There were plans to make it more indigenous. It was no longer called a carnival. The festival queen remained central, but instead of a crown, she was ceremonially presented with a symbol of the republic. There was to be a “Revolt Dance” in the programme in honour of the February 1763 slave rebellion. Instead of the calypso, there was a shanto competition, since shanto was native to Guyana. The J’ouvert was changed to a fore-day morning jump-up.
Furthermore, there were plans to go into all corners of the country and bring out the best cultural productions and performances from each region so that the nation’s cultural diversity would be on show at Mashramani in Georgetown.
Hamilton and team did research and hunted for a name that was indigenous to Guyana to call the festival. They came up with “mashramani” which they thought was an Arawak (Lokono) word meaning “celebration after cooperative work”. That was not accurate, since “mashramani” does not exist in the Lokono language. It is a coinage at best, or a corruption of the Arawak word “meshirimehi” which means “work”. Nevertheless, they adopted the word, which gives the festival a local concept.
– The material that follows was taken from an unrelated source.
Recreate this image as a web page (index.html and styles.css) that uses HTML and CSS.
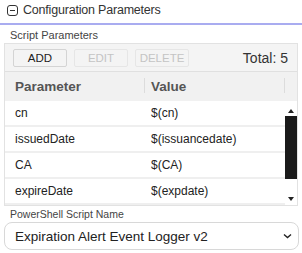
FILE: index.html
```html
<!DOCTYPE html>
<html lang="en">
<head>
    <meta charset="UTF-8">
    <meta name="viewport" content="width=device-width, initial-scale=1.0">
    <title>Configuration Parameters</title>
    <link rel="stylesheet" href="styles.css">
</head>
<body>
    <div class="panel">
        <div class="panel-header">
            <svg class="collapse-icon" width="11" height="11" viewBox="0 0 11 11">
                <rect x="0.5" y="0.5" width="10" height="10" rx="2.5" fill="none" stroke="#333"/>
                <line x1="3" y1="5.5" x2="8" y2="5.5" stroke="#333"/>
            </svg>
            <span>Configuration Parameters</span>
        </div>

        <div class="field-label">Script Parameters</div>
        <div class="grid">
            <div class="toolbar">
                <button class="btn">ADD</button>
                <button class="btn" disabled>EDIT</button>
                <button class="btn" disabled>DELETE</button>
                <span class="total">Total: 5</span>
            </div>
            <div class="grid-head">
                <div class="col-param">Parameter</div>
                <div class="col-value">Value</div>
                <div class="col-spacer"></div>
            </div>
            <div class="grid-body">
                <div class="rows">
                    <div class="row"><div class="col-param">cn</div><div class="col-value">$(cn)</div></div>
                    <div class="row"><div class="col-param">issuedDate</div><div class="col-value">$(issuancedate)</div></div>
                    <div class="row"><div class="col-param">CA</div><div class="col-value">$(CA)</div></div>
                    <div class="row"><div class="col-param">expireDate</div><div class="col-value">$(expdate)</div></div>
                </div>
                <div class="scrollbar">
                    <div class="arrow up"></div>
                    <div class="thumb"></div>
                    <div class="track"></div>
                    <div class="arrow down"></div>
                </div>
            </div>
        </div>

        <div class="field-label small">PowerShell Script Name</div>
        <div class="select">
            <span>Expiration Alert Event Logger v2</span>
            <svg width="9" height="6" viewBox="0 0 9 6">
                <polyline points="1,1.5 4.5,4.5 8,1.5" fill="none" stroke="#222" stroke-width="1.4"/>
            </svg>
        </div>
    </div>
</body>
</html>
```

FILE: styles.css
```css
* {
    margin: 0;
    padding: 0;
    box-sizing: border-box;
    font-family: "Liberation Sans", Arial, sans-serif;
}

body {
    background: white;
    color: #222;
}

.panel {
    width: 302px;
}

.panel-header {
    display: flex;
    align-items: center;
    gap: 5px;
    height: 25px;
    padding: 0 0 3px 7px;
    border-bottom: 2px solid #a9acf0;
    font-size: 12.5px;
    letter-spacing: -0.2px;
    color: #333;
}

.field-label {
    padding: 4px 0 1px 10px;
    line-height: 13px;
    font-size: 11px;
    color: #444;
}

.field-label.small {
    padding: 2px 0 1px 10px;
    font-size: 10.5px;
}

.grid {
    margin: 0 4px;
    border: 1px solid #e2e2e2;
}

.toolbar {
    display: flex;
    align-items: center;
    gap: 7px;
    height: 28px;
    padding: 0 9px 0 8px;
    background: #f4f4f4;
    border-bottom: 1px solid #e0e0e0;
}

.btn {
    width: 54px;
    height: 18px;
    font-size: 11.5px;
    color: #222;
    background: #f4f4f4;
    border: 1px solid #d4d4d4;
    border-radius: 2px;
}

.btn:disabled {
    color: #c4c4c4;
    border-color: #e6e6e6;
}

.total {
    margin-left: auto;
    font-size: 14px;
    color: #333;
}

.grid-head {
    display: flex;
    height: 29px;
    align-items: center;
    background: #f1f1f1;
    font-size: 13.5px;
    font-weight: bold;
    color: #555;
}

.grid-head .col-param,
.grid-head .col-value {
    position: relative;
}

.grid-head .col-param::after,
.grid-head .col-value::after {
    content: '';
    position: absolute;
    right: 0;
    top: -1px;
    height: 15px;
    border-right: 1px solid #dcdcdc;
}

.col-param {
    width: 140px;
    padding-left: 10px;
}

.col-value {
    width: 140px;
    padding-left: 6px;
}

.col-spacer {
    flex: 1;
}

.grid-body {
    display: flex;
}

.rows {
    flex: 1;
}

.row {
    display: flex;
    align-items: center;
    height: 26px;
    border-bottom: 2px solid #efefef;
    font-size: 12px;
    color: #222;
}

.scrollbar {
    width: 12px;
    display: flex;
    flex-direction: column;
}

.arrow {
    height: 15px;
    position: relative;
}

.arrow::after {
    content: '';
    position: absolute;
    left: 3px;
    border-left: 3.5px solid transparent;
    border-right: 3.5px solid transparent;
}

.arrow.up::after {
    top: 8px;
    border-bottom: 4px solid #222;
}

.arrow.down {
    height: 12px;
}

.arrow.down::after {
    top: 4px;
    border-top: 4px solid #222;
}

.thumb {
    height: 63px;
    background: #1a1a1a;
}

.track {
    flex: 1;
}

.select {
    display: flex;
    align-items: center;
    justify-content: space-between;
    margin: 0 3px 0 4px;
    height: 28px;
    padding: 0 6px 0 10px;
    border: 1px solid #d8d8d8;
    border-radius: 8px;
    font-size: 13.5px;
    color: #222;
}
```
The point here is that Hamilton and his colleague Walter Melville were 50 years ahead of the rest of their nation. They had plans for a Mashramani that would have an intellectual and an ideological component – an element that is still largely missing today, 50 years later. They had plans for a Mashramani that was developmental and indigenous – 50 years later Guyana has introduced an independence carnival to celebrate its nationhood on May 26.
Hamilton must be celebrated because he did away with an independence carnival in 1970 to build something more native and hopefully, more traditional; something that could be identified with a name from a native language and culture. Fifty years ago, he dropped an imported J’ouvert from the festival agenda. Today, 50 years later, Guyana celebrates its independence with J’ouvert – the imitation of a borrowed name.